Per questo, nelle condizioni attuali, secondo Passera arrivare a un accordo nelle prossime due settimane «sarebbe un miracolo ». Ma vale la pena di tentare. Con la congiuntura disastrosa in
corso, si profila altrimenti un duplice rischio. Che la via “produttivistica” alla fuoriuscita dalla crisi, secondo il motto squinziano del “lavorare di più”, si riveli velleitaria (tanto più in una fase in cui la domanda è piatta). E che alla fine prevalga altrimenti la “via bassa” al recupero di competitività , cioè una tendenza inerziale delle imprese a tagliare comunque il costo del lavoro (con la conseguente, inevitabile erosione dei salari reali e la progressiva, ulteriore riduzione delle coperture del Welfare). E’ quello che purtroppo sta già accadendo in alcuni settori, a partire dal sistema bancario.

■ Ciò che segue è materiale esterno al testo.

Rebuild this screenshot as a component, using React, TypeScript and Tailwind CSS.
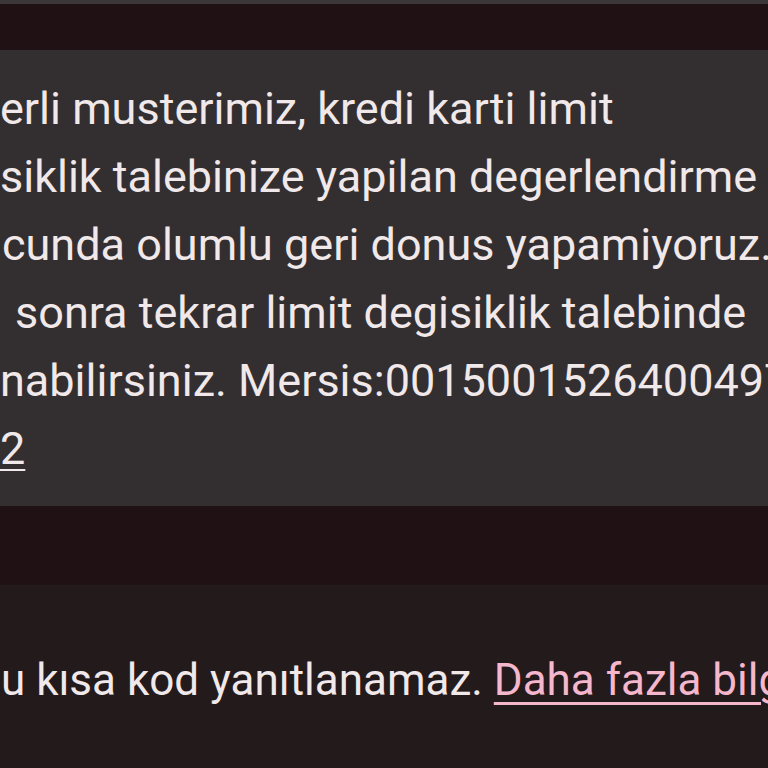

Il governo, che finora della triade montiana iniziale ha centrato solo il target del rigore e non quello della crescita e dell’equità , non vuole trascorrere in
surplace i pochi mesi che separano il Paese dalle elezioni. Passera ha in programma il nuovo Piano energetico nazionale, che dovrebbe vedere la luce entro novembre, e l’asta delle frequenze, che «si farà entro dicembre». Nei prossimi giorni arriveranno finalmente le indicazioni dell’Agcom. Passera sa bene che c’è stato un ritardo di due mesi, ma lo spiega con il passaggio di consegne tra i vecchi e i nuovi vertici dell’Autority. E ora, assicura, si va avanti senza impedimenti: Sullo sfondo, restano altre due grandi questioni. La prima è l’eventuale richiesta dello scudo salva-spread. Al momento tutto è fermo, in attesa di capire le scelte della Spagna. Ma il premier e i suoi ministri non hanno cambiato idea. Secondo Passera, il problema di un differenziale dei tassi sui nostri Btp che non cala nasce dal dubbio dei mercati su cosa accadrà “dopo Monti”, e non certo su come evolverà la tenuta dei nostri “fondamentali” di bilancio. Vittorio Grilli è ancora più netto: «Per noi non c’è nulla di nuovo: andiamo avanti per la nostra strada, e non chiediamo alcun aiuto perché non ne abbiamo bisogno», dice il ministro in partenza per il vertice dell’Eurogruppo che si riunisce oggi a Bruxelles.
La seconda questione è l’eventuale avvio di un percorso di riduzione della pressione fiscale. Anche dentro il governo, il dibattito è in pieno corso. Ci sono ministri che premono per “risarcire” i contribuenti onesti con i proventi dell’evasione. Ma Monti non si piega. «Entro questa legislatura non possiamo permettercelo». E Grilli è sulla stessa linea: «Non ci sono le condizioni », ripete. Anche l’ipotesi di dirottare su qualche sgravio in busta paga i 6,5 miliardi già previsti per evitare l’aumento di due punti delle aliquote Iva viene considerata impercorribile. «Non servirebbe a nulla — sostiene il ministro del Tesoro — se
lasciassimo riaumentare l’Iva introdurremmo una misura regressiva e l’eventuale sgravio in busta paga non porterebbe benefici apprezzabili per i contribuenti: spalmando quelle risorse su una platea troppo vasta, ne verrebbe fuori una “mancia” da pochi spiccioli, che certo non servirebbe a sostenere i consumi delle famiglie». Dunque, si va avanti con il percorso già segnato. Ridurre le tasse, rimodulare l’incidenza dell’imposta personale sul reddito, non è nell’orizzonte del governo Monti. Se ne occuperà il suo successore. Cioè lo stesso Monti, secondo l’auspicio di molti.